DATASET:
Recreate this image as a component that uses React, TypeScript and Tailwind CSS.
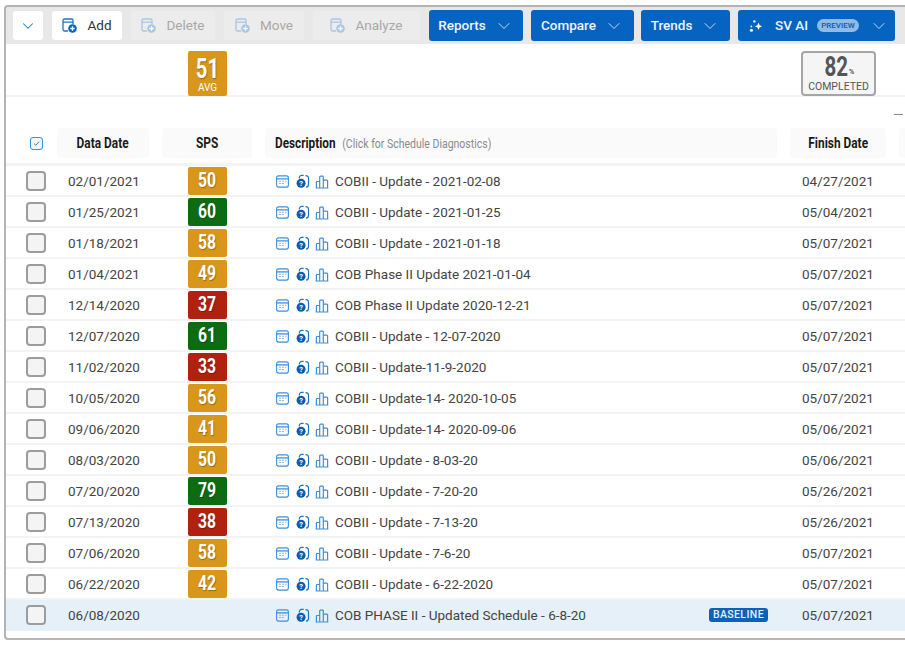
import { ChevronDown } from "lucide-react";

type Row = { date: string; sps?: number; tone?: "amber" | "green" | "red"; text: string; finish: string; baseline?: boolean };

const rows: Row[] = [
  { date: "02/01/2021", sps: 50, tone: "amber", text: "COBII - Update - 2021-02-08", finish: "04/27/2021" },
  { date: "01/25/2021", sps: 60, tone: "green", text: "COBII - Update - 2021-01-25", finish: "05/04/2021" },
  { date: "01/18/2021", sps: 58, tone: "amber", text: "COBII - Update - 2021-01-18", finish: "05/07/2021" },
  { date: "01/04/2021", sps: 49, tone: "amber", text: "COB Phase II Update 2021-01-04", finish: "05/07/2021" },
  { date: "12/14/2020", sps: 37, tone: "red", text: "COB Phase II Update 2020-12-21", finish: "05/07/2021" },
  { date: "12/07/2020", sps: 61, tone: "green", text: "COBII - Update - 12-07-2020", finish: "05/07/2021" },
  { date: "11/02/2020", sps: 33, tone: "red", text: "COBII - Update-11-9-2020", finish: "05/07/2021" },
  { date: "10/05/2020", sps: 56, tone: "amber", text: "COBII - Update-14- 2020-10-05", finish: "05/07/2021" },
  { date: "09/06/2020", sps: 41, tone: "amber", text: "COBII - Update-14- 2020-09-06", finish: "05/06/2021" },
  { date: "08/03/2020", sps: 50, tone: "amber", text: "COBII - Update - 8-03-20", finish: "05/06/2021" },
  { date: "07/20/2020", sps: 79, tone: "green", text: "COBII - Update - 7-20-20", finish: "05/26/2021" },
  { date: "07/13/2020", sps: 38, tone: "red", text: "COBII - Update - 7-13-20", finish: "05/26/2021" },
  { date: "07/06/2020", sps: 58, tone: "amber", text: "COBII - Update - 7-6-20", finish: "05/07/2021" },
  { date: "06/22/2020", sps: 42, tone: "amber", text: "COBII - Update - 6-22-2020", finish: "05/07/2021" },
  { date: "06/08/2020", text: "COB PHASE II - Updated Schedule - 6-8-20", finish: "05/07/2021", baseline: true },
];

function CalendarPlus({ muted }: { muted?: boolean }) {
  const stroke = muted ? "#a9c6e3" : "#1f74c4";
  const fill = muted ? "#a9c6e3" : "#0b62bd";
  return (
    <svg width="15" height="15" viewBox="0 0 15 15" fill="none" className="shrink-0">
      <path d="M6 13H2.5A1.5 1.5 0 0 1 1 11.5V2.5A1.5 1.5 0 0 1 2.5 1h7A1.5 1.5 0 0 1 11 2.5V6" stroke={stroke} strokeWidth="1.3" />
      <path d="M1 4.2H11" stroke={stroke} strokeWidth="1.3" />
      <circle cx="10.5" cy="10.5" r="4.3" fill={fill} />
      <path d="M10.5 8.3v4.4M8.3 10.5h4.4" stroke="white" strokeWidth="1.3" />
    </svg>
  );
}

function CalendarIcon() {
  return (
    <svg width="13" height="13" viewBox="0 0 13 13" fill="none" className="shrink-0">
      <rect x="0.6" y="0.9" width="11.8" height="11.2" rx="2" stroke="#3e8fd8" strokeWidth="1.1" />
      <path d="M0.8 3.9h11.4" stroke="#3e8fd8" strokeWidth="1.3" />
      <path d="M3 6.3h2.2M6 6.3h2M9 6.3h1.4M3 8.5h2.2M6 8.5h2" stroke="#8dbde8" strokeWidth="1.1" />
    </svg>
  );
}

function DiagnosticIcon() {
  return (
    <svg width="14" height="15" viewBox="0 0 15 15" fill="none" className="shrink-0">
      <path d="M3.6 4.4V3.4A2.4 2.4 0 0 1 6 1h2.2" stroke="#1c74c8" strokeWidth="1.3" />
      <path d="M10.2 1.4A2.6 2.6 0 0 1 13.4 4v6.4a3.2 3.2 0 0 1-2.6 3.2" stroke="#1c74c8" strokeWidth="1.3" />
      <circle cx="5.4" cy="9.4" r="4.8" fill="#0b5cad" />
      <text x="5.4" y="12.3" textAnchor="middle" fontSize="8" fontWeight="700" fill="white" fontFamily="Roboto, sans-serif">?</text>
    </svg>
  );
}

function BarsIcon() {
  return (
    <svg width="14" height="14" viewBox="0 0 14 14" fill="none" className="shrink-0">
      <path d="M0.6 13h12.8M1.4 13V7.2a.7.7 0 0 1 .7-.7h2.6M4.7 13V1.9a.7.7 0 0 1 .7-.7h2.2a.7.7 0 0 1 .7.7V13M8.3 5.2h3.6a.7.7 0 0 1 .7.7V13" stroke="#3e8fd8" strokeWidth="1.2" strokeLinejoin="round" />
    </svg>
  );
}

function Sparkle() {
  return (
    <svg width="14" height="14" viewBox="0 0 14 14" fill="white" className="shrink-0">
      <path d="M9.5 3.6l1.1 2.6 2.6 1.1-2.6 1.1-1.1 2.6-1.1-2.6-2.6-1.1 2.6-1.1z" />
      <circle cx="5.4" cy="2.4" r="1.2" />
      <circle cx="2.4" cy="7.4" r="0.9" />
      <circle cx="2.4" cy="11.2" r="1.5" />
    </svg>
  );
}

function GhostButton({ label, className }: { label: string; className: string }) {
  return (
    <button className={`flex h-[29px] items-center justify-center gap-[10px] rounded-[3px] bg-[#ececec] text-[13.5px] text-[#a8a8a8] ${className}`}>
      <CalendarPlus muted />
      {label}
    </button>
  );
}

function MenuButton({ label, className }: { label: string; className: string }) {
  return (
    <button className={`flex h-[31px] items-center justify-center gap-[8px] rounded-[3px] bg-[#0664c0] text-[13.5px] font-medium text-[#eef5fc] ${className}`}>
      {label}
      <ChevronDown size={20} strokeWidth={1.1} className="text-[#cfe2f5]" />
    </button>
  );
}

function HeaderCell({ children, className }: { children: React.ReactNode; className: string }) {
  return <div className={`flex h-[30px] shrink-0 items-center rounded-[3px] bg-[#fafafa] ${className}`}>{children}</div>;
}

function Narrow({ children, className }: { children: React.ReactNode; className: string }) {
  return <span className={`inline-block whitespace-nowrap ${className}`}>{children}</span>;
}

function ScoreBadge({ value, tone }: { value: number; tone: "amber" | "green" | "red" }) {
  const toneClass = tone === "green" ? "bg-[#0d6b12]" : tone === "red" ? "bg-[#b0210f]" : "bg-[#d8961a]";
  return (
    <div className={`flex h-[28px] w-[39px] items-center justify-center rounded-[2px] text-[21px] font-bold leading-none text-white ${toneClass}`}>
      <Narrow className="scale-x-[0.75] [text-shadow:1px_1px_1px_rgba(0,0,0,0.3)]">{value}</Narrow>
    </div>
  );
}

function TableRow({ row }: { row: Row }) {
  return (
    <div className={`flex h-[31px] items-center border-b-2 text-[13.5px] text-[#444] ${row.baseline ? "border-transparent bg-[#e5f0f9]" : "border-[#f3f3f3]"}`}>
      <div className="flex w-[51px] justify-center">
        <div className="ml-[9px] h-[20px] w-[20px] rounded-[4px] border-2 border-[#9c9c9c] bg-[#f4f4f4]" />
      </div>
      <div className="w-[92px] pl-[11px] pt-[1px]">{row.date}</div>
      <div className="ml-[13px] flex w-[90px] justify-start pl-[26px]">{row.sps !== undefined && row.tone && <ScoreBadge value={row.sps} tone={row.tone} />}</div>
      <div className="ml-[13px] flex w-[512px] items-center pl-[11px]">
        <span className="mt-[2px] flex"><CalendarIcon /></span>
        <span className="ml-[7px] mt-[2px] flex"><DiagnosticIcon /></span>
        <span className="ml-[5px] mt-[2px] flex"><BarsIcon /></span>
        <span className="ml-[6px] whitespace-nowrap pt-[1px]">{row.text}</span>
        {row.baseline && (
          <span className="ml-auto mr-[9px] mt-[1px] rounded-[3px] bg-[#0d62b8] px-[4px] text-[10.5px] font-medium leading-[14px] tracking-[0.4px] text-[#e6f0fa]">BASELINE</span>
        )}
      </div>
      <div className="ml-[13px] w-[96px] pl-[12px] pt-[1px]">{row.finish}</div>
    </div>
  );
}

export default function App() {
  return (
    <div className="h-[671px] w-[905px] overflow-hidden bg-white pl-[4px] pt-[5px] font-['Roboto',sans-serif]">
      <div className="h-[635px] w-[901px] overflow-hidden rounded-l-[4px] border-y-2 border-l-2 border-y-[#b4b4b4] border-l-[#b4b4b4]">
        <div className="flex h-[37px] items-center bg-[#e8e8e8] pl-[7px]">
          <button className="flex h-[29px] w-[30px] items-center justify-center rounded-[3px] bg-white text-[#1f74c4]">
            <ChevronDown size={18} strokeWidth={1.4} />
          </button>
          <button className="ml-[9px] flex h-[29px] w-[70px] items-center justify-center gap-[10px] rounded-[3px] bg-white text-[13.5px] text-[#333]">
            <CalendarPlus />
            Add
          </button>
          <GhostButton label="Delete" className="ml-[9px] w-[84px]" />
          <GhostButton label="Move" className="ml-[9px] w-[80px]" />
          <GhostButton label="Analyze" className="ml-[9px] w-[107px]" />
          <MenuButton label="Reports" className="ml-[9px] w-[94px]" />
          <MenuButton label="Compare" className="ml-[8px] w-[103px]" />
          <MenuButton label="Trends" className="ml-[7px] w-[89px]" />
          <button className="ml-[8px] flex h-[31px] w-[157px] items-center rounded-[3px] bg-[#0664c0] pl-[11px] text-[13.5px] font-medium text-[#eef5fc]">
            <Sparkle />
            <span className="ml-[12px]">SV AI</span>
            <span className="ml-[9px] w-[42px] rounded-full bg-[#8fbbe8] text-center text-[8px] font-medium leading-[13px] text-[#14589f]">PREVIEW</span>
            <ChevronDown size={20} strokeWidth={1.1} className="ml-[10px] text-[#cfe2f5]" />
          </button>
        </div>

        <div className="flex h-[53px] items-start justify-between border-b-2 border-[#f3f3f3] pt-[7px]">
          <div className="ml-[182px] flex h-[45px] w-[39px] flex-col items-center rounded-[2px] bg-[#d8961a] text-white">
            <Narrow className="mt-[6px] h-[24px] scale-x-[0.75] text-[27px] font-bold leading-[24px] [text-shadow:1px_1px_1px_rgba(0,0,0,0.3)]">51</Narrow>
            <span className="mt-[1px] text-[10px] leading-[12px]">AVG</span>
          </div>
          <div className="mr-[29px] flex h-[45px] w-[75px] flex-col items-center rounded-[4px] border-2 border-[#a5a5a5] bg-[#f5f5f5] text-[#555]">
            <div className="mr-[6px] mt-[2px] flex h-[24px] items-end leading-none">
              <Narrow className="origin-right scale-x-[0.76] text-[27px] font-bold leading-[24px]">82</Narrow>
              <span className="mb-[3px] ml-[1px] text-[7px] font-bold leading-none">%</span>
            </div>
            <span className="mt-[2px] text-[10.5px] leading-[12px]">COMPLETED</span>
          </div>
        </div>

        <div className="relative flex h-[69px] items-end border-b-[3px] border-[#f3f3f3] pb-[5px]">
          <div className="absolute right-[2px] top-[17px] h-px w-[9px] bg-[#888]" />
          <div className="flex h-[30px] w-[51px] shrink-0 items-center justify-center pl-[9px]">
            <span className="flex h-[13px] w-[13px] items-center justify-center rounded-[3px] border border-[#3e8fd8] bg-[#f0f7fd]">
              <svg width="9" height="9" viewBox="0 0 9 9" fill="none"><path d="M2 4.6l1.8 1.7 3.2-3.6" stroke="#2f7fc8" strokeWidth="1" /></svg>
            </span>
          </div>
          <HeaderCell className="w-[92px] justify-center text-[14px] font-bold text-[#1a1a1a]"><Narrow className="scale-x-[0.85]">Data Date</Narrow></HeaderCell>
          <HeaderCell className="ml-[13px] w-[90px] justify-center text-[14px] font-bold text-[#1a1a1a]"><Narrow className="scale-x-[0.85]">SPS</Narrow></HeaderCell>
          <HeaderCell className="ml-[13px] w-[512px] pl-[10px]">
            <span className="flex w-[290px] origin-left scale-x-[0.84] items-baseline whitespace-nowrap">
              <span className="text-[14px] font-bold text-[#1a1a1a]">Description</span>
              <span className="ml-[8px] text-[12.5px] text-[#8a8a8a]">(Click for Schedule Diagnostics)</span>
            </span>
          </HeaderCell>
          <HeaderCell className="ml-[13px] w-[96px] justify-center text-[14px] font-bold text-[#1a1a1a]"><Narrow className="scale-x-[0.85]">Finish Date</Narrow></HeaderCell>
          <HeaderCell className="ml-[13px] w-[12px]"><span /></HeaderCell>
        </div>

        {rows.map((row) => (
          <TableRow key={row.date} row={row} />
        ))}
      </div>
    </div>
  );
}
--
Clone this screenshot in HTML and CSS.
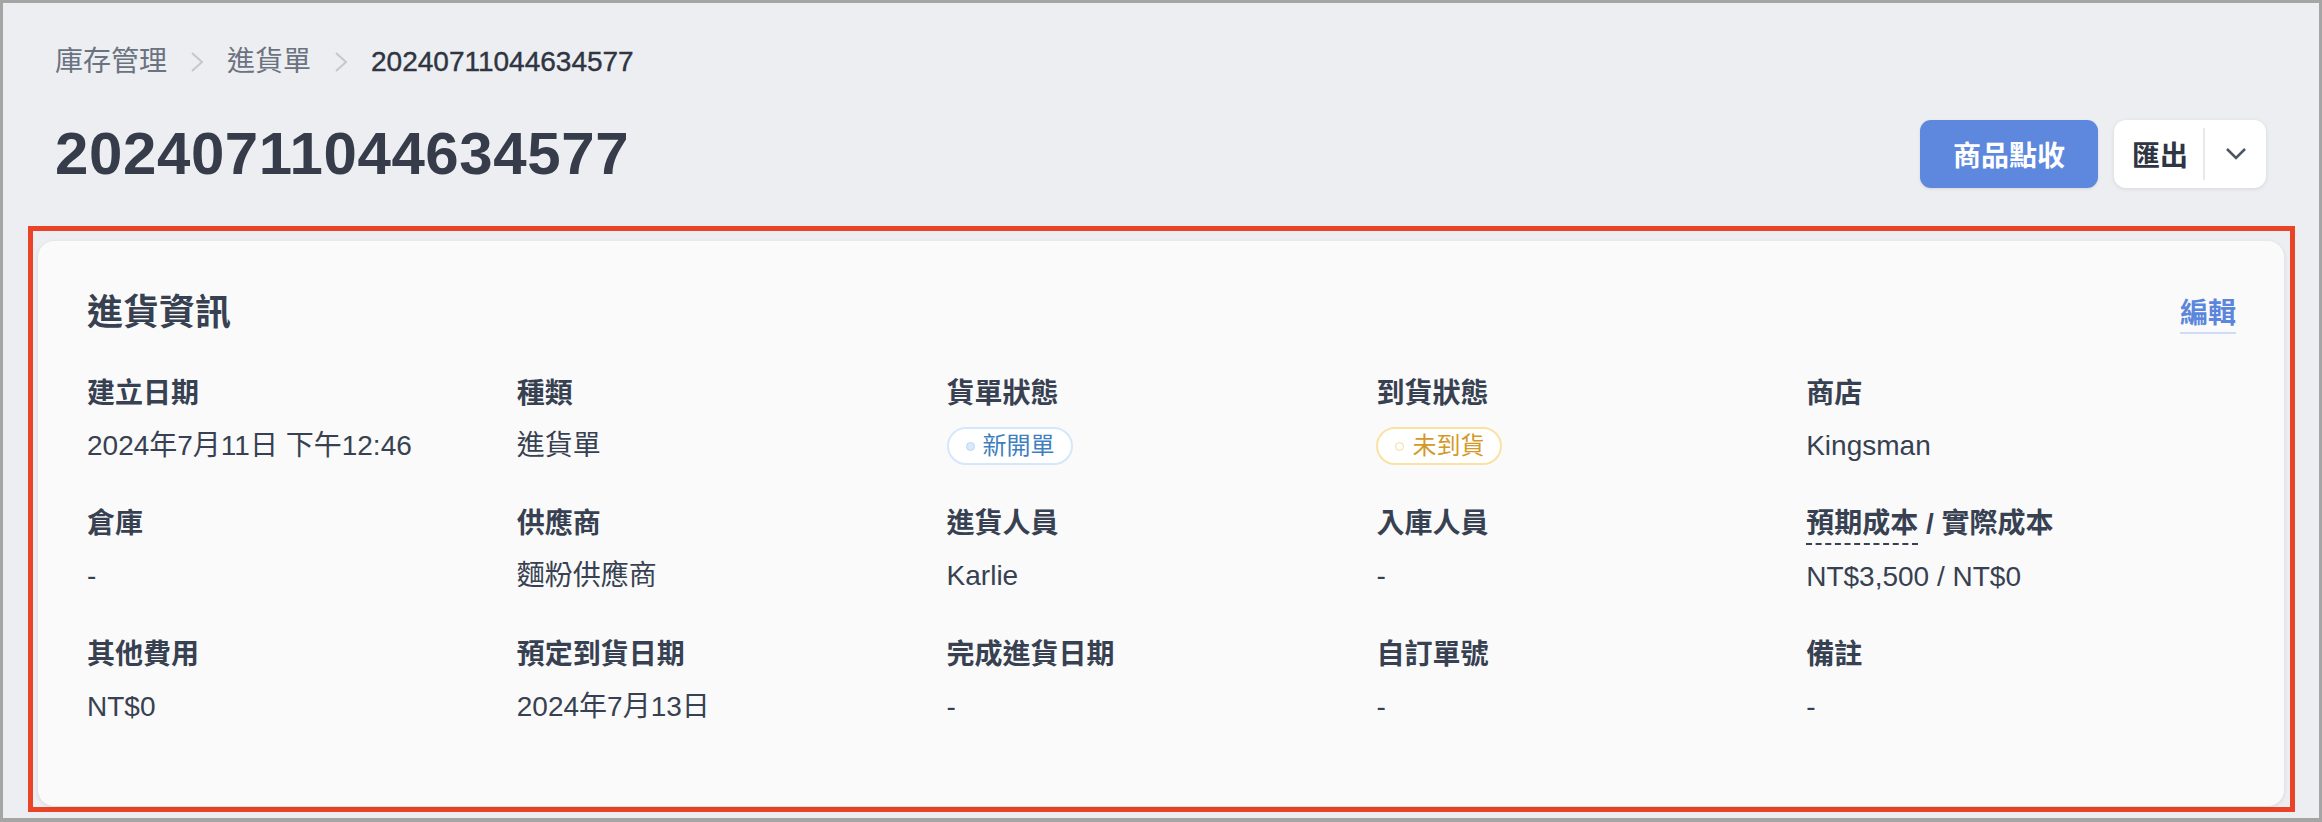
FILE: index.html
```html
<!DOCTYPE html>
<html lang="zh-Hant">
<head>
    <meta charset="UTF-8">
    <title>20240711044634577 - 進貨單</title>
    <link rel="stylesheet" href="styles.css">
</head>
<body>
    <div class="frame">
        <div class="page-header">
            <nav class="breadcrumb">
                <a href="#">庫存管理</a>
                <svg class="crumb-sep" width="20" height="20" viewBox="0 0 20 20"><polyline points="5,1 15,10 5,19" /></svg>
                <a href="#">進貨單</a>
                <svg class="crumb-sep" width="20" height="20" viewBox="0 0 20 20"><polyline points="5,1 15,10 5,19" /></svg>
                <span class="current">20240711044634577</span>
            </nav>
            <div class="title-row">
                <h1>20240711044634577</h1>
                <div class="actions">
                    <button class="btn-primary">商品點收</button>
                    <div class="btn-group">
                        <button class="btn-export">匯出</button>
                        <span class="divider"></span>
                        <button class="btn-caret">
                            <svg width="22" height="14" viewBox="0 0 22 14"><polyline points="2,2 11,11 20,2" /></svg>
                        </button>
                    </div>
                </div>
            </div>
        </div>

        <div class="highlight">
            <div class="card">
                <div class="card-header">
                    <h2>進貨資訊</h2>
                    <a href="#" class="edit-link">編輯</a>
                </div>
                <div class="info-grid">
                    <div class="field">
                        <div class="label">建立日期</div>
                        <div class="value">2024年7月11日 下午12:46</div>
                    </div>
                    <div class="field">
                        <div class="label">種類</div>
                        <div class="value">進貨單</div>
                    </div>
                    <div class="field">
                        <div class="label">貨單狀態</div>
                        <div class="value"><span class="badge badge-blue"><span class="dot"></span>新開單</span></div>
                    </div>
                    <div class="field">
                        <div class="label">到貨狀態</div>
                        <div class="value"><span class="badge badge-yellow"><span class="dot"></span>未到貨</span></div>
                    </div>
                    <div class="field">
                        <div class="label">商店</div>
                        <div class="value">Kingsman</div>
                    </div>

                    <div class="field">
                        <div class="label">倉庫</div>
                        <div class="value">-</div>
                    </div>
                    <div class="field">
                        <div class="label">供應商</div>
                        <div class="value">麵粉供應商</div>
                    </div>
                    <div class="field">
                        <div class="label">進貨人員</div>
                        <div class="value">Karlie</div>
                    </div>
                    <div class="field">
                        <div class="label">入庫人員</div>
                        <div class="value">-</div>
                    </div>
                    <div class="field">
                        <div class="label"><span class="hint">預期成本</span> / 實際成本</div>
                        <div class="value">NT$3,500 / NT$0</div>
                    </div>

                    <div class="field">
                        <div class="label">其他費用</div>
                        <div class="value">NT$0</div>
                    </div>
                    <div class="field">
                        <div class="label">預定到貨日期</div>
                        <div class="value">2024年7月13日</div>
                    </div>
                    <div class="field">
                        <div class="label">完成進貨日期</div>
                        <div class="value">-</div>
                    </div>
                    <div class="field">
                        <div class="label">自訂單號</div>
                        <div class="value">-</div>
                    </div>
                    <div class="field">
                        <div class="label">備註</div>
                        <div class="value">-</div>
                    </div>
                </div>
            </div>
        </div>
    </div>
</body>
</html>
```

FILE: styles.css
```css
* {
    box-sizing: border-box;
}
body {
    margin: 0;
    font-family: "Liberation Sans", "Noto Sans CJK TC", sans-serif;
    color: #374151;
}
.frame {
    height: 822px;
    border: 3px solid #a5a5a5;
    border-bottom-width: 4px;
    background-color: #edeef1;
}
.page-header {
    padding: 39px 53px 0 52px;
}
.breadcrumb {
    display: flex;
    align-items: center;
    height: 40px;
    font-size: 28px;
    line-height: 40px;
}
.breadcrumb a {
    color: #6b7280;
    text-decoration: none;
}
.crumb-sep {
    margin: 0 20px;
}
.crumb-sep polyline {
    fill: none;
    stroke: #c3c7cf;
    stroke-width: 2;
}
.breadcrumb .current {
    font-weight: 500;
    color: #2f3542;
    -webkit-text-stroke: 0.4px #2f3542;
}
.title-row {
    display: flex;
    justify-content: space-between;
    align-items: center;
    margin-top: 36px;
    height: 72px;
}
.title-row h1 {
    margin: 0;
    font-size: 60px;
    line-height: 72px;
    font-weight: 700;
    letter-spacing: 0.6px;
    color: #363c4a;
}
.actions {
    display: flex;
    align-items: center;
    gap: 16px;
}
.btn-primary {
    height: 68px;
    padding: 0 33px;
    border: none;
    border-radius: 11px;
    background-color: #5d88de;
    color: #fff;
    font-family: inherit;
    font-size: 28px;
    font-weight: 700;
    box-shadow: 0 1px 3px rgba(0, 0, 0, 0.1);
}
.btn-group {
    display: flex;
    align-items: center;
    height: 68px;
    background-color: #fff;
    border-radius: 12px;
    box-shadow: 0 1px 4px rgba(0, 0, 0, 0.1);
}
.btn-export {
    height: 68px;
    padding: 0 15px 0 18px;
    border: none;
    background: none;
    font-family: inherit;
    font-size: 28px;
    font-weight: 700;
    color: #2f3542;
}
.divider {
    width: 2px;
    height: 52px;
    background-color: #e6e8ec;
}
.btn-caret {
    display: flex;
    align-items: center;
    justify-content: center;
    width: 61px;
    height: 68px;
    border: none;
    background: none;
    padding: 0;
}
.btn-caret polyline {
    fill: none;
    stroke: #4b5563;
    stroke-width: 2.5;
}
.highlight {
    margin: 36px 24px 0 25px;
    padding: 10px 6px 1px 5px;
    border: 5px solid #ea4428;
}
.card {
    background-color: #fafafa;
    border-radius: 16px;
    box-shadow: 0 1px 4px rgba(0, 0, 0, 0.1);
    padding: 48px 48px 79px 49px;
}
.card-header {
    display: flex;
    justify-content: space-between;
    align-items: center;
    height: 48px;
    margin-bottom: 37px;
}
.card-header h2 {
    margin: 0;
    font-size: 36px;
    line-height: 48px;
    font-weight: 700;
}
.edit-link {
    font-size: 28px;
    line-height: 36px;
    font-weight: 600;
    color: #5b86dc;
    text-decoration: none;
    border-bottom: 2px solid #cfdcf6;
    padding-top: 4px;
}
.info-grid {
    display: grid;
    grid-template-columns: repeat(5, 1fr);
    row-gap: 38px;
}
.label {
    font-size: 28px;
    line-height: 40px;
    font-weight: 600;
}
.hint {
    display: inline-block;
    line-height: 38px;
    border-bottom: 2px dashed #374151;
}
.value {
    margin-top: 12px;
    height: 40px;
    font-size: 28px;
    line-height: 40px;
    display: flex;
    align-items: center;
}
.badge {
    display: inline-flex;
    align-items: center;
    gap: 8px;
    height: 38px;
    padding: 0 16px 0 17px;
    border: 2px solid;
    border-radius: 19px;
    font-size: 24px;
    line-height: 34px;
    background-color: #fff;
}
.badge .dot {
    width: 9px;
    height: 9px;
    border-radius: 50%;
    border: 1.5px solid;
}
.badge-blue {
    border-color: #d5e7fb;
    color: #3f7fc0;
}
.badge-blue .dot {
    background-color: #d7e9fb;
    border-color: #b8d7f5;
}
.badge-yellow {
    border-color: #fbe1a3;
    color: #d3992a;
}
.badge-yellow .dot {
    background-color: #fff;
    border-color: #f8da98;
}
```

WRITTEN PROBLEM: Looking above, find the stretch of lines that opens with the one holding "Recreate this image" and closes with the one holding "string; sps?: number;". Copy it exactly, pictures excluded.

WRITTEN SOLUTION:
Recreate this image as a component that uses React, TypeScript and Tailwind CSS.
import { ChevronDown } from "lucide-react";

type Row = { date: string; sps?: number; tone?: "amber" | "green" | "red"; text: string; finish: string; baseline?: boolean };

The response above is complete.